Lewy Boulet wants to deliver the same message now to young athletes. Her Boston qualifier finally scored her a big-time sponsorship. The athletic-wear company Saucony hardly waited for the post-race press conference to get to the runner-up. Company vice president of public relations Sharon Barbano literally grabbed Lewy Boulet right after the race to sign her up. “She is an incredible runner and an even more incredible person,” Barbano enthused.
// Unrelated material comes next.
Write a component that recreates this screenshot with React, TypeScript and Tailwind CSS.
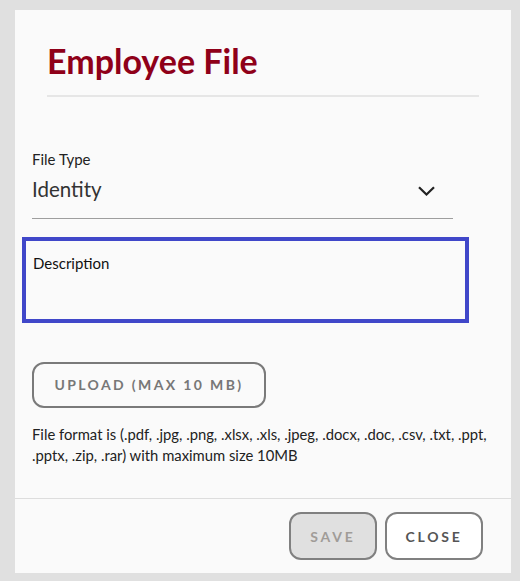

She should know of what she speaks, having been one of the participants in the very first Olympic women’s marathon qualifier in 1984. Barbano says there was something beyond Lewy Boulet’s split times that excited her. “We saw this young woman run a bold race with all kinds of confidence in her running. She embodies what we’re looking for — a pure love of competition.” Saucony will use Lewy Boulet as a rep for their young athletes program Run for Good. “Magda has a great sprit,” Barbano said. “She inspired us and she will inspire others.” Her responsibilities will include distance coaching in every sense of the word; working with teen athletes who plan on taking on long runs, while making herself available to them from her home via the Internet.

Regardless of the results of the August 17 Beijing marathon, Lewy Boulet already has accomplished what she set out to do. She speaks of the friends she’s made, the people she has met, the places running has taken her, and the way that she has brought her life into a new balance. Long-term goals are to stay in top physical condition, help others to achieve their athletic dreams, and raise her family in the city she has come to love. She does have one medium-term goal. Having run up and back Mt. Whitney one year, she now would like to climb Cerro Aconcagua, the highest peak in the Americas at 22,841 feet.

But before any of that, Lewy Boulet has a more immediate goal. She’s going to try climbing Olympus.